Exercise description: Using the data below, copy each line that includes the word "index".

# start of Material provided

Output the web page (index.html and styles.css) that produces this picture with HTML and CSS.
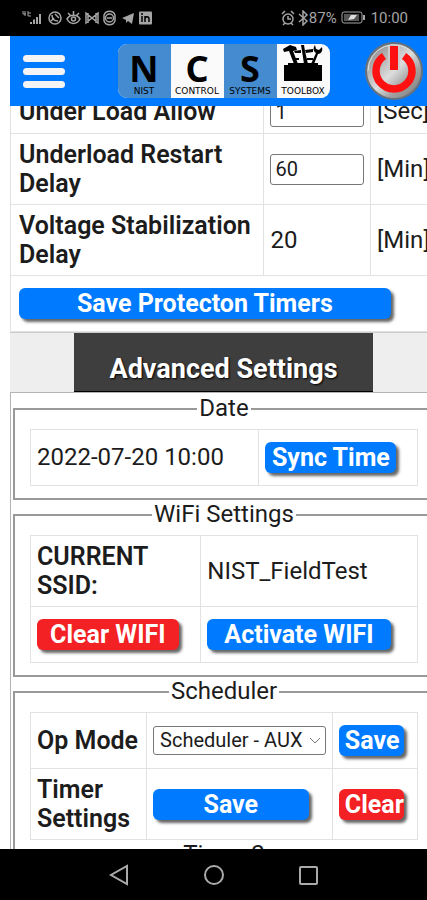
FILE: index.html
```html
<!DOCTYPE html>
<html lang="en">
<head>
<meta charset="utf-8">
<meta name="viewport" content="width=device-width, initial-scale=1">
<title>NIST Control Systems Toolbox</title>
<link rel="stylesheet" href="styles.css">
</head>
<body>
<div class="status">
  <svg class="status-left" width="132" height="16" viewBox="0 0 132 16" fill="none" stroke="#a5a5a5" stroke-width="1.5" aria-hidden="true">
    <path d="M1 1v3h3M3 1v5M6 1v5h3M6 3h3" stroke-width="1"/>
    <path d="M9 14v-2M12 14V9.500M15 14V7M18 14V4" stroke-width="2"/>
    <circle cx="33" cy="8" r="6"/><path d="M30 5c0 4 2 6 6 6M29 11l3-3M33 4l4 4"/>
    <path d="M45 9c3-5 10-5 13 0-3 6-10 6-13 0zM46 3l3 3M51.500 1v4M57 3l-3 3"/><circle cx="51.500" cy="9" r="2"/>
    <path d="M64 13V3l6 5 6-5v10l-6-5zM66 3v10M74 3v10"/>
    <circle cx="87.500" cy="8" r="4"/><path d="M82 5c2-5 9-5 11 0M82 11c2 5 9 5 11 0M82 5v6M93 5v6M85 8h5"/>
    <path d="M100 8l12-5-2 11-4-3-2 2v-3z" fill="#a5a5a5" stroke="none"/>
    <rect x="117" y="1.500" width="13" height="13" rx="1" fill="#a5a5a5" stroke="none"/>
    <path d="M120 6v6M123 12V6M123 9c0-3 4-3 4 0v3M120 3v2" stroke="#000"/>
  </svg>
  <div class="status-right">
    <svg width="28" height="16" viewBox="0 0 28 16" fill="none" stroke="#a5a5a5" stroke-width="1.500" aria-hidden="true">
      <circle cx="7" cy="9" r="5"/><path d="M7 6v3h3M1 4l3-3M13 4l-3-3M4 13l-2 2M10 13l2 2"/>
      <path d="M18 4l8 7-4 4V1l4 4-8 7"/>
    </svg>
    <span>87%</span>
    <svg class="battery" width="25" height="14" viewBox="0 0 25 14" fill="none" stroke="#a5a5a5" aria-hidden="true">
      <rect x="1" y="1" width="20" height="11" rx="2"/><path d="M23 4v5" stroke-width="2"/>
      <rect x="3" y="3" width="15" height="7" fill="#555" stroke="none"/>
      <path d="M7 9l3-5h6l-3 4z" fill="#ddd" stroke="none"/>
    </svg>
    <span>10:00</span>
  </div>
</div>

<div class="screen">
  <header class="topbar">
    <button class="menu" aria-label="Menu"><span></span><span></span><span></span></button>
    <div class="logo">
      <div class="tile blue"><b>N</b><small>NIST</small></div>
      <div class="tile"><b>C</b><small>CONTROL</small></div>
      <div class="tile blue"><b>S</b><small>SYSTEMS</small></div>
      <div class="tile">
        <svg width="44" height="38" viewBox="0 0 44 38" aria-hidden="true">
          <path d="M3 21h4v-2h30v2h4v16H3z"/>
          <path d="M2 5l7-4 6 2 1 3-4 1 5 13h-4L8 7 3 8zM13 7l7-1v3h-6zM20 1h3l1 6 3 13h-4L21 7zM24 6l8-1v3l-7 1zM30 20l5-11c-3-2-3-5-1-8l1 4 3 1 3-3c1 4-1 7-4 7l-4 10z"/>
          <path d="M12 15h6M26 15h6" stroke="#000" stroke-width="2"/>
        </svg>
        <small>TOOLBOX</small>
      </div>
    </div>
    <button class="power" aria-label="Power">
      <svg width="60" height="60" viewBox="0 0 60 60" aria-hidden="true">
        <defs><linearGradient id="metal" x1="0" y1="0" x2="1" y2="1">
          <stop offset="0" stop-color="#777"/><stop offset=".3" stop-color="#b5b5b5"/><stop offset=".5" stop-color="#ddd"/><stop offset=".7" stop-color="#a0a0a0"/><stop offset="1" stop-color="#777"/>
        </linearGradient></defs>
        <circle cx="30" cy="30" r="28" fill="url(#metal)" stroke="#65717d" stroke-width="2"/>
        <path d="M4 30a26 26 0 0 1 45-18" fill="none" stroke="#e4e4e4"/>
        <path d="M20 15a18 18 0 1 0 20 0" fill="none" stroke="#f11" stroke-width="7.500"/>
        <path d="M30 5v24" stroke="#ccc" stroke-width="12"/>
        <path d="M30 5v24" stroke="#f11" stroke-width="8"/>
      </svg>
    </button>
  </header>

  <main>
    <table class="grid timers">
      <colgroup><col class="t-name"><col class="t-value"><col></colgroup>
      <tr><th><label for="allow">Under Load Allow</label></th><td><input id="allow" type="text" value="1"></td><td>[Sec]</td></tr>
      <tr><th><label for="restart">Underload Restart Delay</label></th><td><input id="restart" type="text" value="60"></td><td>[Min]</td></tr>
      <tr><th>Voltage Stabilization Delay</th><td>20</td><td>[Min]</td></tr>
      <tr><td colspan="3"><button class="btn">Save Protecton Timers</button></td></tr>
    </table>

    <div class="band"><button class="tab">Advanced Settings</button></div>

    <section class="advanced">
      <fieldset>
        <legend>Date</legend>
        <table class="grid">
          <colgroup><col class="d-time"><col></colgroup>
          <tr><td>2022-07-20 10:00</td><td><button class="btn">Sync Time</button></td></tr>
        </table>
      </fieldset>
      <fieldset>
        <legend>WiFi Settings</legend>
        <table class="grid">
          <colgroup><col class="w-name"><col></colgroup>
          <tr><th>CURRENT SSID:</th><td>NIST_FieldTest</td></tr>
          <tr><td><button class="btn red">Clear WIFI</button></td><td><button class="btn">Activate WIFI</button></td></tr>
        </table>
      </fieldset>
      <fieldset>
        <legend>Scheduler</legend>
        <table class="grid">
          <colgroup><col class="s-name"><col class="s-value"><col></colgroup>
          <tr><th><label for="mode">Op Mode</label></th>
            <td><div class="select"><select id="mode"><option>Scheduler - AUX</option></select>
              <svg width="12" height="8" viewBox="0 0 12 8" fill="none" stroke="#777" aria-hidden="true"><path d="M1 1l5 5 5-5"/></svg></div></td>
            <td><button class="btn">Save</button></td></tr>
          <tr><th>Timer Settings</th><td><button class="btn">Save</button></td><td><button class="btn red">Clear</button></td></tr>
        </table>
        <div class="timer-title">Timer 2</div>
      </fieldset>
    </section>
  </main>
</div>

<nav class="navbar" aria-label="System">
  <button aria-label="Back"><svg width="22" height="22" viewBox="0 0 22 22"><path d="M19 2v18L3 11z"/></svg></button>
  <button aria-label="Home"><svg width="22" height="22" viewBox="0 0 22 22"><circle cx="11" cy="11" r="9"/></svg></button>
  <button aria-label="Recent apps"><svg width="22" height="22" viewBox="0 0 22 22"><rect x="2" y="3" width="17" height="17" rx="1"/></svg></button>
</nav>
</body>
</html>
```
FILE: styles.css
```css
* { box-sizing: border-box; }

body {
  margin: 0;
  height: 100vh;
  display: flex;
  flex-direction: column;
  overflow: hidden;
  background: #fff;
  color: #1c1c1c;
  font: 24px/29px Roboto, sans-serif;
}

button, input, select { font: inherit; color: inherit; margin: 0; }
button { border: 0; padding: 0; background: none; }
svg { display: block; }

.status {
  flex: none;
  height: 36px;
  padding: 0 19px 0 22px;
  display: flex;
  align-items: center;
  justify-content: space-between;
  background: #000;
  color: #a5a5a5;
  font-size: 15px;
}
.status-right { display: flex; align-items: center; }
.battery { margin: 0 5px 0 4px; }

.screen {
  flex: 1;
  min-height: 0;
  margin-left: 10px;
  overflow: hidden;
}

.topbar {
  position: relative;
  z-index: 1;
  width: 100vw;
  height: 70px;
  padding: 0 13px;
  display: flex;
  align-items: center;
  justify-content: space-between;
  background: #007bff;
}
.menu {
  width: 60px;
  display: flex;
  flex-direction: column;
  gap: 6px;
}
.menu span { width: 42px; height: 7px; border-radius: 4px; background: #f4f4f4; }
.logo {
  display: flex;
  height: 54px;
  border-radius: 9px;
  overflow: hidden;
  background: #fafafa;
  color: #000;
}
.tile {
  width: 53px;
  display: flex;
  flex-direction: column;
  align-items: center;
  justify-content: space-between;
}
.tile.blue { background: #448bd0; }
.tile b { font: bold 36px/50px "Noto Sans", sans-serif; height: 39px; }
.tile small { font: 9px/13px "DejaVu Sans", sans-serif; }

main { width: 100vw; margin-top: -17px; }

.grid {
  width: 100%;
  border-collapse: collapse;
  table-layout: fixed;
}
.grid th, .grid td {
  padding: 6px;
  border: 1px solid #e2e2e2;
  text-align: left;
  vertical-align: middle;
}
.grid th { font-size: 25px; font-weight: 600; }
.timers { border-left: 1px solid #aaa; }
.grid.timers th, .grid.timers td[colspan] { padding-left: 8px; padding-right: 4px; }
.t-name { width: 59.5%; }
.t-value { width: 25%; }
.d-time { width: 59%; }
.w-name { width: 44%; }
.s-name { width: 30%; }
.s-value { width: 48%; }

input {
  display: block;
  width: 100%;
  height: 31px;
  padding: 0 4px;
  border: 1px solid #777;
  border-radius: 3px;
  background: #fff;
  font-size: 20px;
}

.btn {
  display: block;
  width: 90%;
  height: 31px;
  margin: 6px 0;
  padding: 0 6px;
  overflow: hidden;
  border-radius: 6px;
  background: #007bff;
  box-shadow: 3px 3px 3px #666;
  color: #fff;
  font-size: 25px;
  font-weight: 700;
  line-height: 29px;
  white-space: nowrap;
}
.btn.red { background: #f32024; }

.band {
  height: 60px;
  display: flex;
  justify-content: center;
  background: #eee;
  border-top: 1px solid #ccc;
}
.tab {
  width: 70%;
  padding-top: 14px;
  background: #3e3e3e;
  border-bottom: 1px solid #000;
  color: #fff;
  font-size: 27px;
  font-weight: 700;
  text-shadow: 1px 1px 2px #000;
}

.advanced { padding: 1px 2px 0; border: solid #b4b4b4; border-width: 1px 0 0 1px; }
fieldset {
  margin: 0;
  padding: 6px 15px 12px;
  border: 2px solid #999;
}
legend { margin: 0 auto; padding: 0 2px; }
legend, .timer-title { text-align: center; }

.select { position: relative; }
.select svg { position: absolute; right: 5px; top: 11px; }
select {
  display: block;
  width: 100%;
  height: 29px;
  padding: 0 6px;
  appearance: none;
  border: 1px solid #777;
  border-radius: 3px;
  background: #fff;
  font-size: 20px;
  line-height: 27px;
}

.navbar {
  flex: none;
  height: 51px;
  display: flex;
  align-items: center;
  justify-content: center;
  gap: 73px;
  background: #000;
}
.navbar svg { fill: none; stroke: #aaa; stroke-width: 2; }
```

# end of Material provided

Solution to this task:
Output the web page (index.html and styles.css) that produces this picture with HTML and CSS.
FILE: index.html
  z-index: 1;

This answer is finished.